____ Input rows

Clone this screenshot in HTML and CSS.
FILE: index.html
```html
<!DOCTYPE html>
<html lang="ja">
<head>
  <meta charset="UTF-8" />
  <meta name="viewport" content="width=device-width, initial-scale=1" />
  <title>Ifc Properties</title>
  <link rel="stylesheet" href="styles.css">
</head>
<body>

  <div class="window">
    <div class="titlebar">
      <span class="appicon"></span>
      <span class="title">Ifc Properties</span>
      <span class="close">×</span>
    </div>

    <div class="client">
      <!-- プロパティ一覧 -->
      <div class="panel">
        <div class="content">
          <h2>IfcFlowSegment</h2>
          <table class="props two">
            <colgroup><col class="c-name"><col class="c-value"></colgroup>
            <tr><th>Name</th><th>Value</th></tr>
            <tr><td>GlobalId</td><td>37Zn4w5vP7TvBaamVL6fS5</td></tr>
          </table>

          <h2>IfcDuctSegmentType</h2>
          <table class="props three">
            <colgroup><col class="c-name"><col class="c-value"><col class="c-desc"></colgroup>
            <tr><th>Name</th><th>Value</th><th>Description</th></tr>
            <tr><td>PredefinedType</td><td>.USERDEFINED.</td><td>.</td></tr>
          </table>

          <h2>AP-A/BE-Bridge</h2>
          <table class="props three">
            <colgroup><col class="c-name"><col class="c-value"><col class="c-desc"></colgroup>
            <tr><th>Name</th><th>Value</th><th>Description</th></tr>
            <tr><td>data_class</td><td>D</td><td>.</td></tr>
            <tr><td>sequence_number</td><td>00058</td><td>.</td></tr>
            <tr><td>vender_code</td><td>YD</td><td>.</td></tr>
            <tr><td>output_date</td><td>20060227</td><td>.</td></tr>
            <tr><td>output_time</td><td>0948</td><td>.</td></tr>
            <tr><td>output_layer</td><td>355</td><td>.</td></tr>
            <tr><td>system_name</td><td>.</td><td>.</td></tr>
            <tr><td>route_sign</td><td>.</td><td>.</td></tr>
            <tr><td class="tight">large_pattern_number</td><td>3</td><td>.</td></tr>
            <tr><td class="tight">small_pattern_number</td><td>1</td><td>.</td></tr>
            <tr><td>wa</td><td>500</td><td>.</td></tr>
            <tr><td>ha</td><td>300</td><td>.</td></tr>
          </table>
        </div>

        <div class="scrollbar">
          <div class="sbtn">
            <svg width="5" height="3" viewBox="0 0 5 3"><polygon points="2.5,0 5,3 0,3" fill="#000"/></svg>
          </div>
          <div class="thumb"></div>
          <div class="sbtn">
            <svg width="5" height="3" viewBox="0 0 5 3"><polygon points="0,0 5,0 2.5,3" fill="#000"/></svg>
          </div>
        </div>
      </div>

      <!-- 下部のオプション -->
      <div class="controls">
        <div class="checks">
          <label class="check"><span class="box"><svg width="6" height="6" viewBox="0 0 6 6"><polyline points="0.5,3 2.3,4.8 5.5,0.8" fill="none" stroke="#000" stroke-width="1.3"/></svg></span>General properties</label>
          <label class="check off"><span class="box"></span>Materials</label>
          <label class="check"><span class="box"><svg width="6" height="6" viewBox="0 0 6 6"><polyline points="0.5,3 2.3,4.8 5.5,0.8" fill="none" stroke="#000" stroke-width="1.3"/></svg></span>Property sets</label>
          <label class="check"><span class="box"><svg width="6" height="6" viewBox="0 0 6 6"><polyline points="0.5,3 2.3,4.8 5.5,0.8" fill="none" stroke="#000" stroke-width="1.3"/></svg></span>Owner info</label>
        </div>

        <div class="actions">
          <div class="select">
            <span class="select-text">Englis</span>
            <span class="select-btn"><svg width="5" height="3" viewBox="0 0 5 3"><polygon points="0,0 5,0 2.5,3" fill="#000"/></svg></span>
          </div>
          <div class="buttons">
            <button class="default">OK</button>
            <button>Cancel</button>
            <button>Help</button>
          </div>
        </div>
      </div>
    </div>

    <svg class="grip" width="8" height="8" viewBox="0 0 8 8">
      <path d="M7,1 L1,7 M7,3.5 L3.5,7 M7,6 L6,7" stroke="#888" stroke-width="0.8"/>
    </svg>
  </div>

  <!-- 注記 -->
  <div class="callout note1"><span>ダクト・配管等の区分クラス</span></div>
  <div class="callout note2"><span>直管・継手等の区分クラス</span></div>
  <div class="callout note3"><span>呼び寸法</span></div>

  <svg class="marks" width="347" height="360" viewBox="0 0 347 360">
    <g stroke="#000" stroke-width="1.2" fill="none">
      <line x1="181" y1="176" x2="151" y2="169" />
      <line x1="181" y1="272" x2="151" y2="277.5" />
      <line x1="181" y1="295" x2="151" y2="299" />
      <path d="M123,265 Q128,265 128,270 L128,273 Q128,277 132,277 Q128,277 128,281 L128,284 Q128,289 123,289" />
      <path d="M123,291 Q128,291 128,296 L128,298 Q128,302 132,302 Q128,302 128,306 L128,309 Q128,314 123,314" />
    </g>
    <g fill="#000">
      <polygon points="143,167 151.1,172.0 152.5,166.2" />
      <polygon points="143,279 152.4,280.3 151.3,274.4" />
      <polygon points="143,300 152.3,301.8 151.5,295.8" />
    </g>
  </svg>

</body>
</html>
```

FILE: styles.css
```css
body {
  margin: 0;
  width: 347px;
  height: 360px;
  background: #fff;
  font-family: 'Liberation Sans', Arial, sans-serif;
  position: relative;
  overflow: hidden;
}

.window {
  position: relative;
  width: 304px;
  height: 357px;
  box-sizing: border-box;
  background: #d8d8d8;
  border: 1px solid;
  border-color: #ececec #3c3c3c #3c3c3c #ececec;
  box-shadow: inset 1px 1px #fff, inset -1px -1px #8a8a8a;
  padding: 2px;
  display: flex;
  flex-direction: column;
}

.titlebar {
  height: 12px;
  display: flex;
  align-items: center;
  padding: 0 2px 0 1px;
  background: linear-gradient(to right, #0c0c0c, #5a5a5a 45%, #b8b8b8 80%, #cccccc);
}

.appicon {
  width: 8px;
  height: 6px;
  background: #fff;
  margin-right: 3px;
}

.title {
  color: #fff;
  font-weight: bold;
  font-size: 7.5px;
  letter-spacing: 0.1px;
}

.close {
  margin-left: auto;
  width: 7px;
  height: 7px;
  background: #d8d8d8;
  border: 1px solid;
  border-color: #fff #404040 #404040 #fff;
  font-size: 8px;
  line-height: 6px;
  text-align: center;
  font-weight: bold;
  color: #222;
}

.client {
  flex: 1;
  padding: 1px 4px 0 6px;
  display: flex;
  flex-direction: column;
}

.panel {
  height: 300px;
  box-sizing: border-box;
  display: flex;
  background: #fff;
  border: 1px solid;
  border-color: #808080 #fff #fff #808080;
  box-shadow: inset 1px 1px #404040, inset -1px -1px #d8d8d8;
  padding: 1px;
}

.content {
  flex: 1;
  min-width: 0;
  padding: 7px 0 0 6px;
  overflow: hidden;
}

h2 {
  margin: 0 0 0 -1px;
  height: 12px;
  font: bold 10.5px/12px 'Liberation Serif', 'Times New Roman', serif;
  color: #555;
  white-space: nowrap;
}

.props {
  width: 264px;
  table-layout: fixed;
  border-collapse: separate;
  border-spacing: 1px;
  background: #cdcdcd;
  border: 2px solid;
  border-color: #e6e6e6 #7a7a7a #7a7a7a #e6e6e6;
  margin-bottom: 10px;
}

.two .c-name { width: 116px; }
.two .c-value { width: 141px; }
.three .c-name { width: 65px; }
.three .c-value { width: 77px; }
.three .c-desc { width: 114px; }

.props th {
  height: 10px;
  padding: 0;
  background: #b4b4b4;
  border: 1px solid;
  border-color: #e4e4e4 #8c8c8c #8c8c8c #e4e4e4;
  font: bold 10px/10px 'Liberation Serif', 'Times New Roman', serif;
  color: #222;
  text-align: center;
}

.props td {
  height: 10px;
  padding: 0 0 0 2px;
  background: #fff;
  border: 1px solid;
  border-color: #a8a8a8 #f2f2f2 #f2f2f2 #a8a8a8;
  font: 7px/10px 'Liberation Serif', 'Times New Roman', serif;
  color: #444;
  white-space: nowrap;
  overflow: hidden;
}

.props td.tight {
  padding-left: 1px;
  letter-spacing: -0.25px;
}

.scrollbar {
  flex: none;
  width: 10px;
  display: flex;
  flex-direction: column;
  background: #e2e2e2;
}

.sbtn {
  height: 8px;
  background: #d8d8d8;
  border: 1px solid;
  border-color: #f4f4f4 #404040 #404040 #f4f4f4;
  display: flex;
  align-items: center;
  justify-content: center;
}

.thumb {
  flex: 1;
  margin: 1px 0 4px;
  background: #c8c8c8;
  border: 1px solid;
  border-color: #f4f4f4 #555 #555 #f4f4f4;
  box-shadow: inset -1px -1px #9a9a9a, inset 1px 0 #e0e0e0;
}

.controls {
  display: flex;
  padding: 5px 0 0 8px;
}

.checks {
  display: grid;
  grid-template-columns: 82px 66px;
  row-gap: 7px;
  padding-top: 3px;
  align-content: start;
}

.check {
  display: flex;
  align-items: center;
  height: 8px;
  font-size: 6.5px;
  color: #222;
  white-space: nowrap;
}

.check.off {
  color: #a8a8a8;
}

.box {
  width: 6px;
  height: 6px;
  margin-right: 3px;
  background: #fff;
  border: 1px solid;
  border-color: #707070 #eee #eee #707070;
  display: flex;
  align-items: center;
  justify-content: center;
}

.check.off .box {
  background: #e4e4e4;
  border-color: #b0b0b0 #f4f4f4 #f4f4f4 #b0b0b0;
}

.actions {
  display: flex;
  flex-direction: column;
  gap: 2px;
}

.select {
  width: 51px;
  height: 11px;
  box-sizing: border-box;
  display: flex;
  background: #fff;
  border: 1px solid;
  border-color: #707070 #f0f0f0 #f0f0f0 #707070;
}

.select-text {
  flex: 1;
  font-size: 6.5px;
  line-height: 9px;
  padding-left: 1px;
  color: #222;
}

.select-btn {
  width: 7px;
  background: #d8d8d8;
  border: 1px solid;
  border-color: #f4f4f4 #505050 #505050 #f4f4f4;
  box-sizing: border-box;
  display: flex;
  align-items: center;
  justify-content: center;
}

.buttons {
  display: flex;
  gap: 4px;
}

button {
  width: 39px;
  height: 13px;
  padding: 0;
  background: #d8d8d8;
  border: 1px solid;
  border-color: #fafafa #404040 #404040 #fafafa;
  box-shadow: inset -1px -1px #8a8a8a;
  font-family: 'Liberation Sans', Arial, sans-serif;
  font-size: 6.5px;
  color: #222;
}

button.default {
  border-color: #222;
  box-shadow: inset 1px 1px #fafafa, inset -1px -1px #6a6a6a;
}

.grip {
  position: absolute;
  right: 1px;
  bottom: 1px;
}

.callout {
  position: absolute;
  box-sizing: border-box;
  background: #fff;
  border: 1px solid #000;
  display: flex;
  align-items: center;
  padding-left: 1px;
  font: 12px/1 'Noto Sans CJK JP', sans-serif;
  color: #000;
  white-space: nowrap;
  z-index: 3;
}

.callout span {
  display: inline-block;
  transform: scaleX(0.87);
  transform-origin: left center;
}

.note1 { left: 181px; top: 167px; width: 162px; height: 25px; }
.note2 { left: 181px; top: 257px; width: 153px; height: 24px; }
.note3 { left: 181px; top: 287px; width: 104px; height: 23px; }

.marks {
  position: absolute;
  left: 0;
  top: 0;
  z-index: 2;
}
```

________
____ Input rows

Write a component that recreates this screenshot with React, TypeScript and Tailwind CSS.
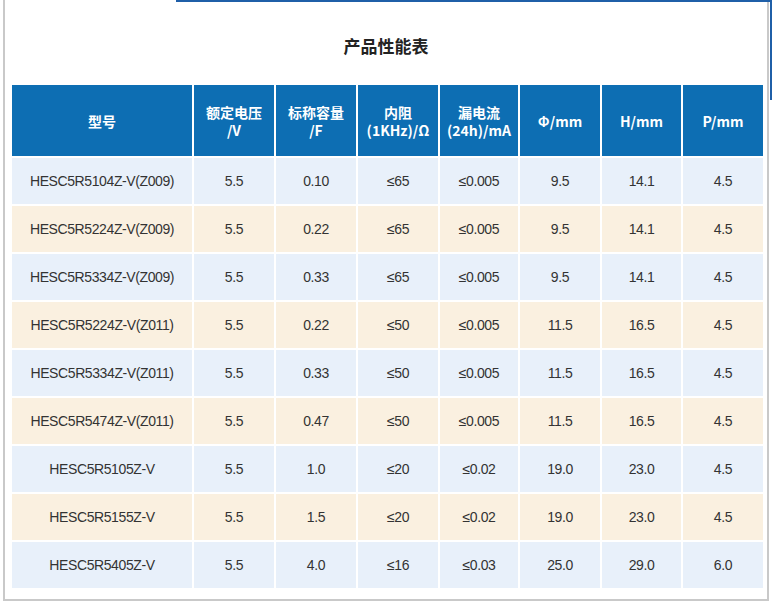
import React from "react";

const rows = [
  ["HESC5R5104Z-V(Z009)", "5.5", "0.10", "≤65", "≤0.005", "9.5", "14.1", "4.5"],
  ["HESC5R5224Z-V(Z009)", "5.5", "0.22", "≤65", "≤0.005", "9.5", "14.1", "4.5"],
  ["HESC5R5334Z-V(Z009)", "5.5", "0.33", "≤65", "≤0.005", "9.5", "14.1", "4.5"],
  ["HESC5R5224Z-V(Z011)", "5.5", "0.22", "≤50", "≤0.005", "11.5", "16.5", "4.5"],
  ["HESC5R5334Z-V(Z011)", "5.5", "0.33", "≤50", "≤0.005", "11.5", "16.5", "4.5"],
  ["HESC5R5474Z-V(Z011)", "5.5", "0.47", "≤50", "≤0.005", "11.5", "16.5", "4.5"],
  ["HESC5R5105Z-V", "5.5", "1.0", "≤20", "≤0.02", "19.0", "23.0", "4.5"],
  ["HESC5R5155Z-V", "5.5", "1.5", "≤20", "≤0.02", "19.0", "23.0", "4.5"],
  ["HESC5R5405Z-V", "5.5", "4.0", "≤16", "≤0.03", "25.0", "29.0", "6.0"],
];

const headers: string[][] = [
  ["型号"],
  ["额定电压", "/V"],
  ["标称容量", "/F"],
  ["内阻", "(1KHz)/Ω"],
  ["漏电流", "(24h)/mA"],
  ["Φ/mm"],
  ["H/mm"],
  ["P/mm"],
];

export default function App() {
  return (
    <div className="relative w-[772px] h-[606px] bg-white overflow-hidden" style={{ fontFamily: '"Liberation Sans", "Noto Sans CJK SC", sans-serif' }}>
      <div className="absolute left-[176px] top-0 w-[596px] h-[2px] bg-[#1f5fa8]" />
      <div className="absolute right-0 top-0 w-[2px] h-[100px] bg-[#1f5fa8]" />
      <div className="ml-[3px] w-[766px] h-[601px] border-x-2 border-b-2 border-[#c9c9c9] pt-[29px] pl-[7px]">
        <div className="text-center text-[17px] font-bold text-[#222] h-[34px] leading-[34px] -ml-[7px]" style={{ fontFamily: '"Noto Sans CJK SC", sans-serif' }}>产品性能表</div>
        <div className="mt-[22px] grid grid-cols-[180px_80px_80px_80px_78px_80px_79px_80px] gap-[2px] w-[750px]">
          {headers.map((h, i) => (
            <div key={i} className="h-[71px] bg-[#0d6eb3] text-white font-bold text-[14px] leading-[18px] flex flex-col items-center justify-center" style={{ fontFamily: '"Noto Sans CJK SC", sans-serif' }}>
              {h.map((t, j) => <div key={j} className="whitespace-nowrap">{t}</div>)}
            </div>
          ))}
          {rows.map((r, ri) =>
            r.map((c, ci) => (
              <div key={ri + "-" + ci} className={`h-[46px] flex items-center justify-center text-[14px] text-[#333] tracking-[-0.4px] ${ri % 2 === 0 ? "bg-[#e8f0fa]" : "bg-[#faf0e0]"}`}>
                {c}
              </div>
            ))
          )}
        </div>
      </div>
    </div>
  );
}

________
____ Input rows

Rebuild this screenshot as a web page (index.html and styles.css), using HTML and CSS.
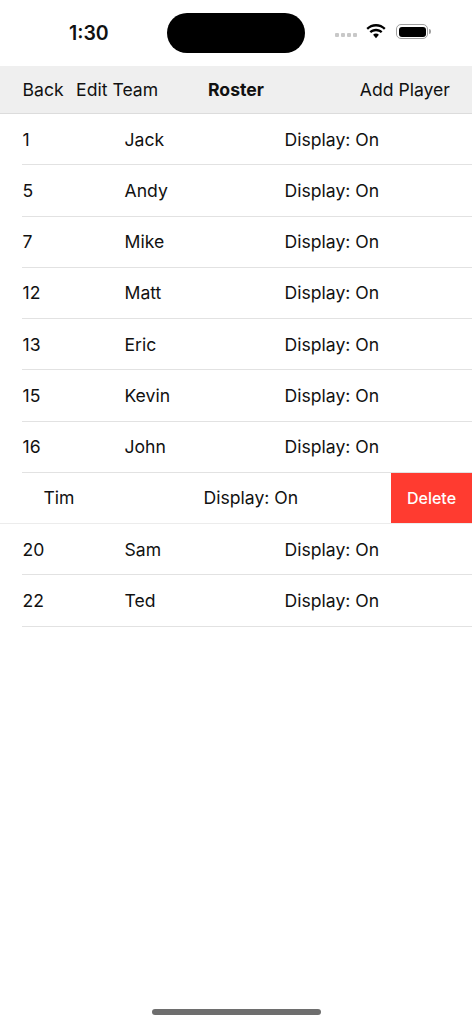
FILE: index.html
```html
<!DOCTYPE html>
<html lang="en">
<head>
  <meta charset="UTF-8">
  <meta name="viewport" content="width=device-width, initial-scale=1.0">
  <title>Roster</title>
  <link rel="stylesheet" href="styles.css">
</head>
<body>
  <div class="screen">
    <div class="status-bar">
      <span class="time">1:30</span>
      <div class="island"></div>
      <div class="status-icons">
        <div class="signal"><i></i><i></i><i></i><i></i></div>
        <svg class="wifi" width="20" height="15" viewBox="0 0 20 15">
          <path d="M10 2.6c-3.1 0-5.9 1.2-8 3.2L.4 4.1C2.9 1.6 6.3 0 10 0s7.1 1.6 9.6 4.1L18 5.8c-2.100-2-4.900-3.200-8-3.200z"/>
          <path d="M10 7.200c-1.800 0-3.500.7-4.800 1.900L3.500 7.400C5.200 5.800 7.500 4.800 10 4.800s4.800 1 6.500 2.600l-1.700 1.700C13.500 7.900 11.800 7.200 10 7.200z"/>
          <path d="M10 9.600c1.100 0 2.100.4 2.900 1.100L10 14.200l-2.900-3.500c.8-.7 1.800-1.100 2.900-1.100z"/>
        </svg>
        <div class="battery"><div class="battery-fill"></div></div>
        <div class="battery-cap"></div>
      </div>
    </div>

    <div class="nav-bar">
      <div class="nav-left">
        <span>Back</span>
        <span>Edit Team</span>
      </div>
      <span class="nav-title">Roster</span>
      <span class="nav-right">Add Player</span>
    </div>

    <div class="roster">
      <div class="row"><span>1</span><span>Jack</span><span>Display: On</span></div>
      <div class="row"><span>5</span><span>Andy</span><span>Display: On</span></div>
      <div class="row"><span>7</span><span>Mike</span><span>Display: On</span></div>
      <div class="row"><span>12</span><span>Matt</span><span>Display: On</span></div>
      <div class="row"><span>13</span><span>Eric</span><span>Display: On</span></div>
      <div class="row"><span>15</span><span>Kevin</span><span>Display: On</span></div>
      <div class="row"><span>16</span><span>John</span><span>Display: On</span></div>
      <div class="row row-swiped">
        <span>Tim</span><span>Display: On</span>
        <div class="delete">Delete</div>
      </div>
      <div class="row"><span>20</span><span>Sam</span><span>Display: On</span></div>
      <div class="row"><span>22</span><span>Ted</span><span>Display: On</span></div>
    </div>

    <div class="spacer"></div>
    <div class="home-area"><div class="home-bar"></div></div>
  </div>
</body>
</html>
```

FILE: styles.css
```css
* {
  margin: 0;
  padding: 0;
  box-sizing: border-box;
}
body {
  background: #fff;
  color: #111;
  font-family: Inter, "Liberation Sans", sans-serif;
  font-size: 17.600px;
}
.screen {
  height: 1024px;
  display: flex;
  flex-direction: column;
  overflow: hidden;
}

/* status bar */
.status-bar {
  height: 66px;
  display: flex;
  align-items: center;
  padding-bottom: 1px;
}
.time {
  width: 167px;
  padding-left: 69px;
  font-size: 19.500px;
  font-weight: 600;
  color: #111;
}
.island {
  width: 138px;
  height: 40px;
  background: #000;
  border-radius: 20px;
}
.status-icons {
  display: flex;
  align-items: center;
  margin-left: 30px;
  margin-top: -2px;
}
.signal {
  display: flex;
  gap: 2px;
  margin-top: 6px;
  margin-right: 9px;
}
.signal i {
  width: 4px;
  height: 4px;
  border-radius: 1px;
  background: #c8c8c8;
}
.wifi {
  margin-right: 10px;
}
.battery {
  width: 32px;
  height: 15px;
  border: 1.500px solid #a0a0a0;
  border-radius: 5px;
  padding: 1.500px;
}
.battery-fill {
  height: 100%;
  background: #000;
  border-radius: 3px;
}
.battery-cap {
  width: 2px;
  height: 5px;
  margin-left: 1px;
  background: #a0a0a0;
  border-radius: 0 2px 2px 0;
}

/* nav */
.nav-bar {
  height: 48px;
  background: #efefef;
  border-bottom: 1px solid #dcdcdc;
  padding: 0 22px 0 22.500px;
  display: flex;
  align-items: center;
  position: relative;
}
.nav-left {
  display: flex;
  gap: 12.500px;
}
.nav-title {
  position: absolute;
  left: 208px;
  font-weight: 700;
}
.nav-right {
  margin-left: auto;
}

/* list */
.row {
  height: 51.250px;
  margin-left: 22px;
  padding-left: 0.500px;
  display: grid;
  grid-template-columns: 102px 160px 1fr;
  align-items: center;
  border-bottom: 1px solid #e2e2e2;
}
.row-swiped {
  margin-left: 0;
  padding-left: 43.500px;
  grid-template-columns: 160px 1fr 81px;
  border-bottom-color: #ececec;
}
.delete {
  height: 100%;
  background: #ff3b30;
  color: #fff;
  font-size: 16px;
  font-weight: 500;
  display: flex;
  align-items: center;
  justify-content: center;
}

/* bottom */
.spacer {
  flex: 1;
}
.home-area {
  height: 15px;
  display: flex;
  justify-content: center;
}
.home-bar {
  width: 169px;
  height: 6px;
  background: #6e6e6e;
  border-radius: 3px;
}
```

________

* Task requirements
Copy, exactly as they stand, the lines from the one that holds "Write a component" to the one that holds "import React from", both included, and drop every picture.

* Completed task
Write a component that recreates this screenshot with React, TypeScript and Tailwind CSS.
import React from "react";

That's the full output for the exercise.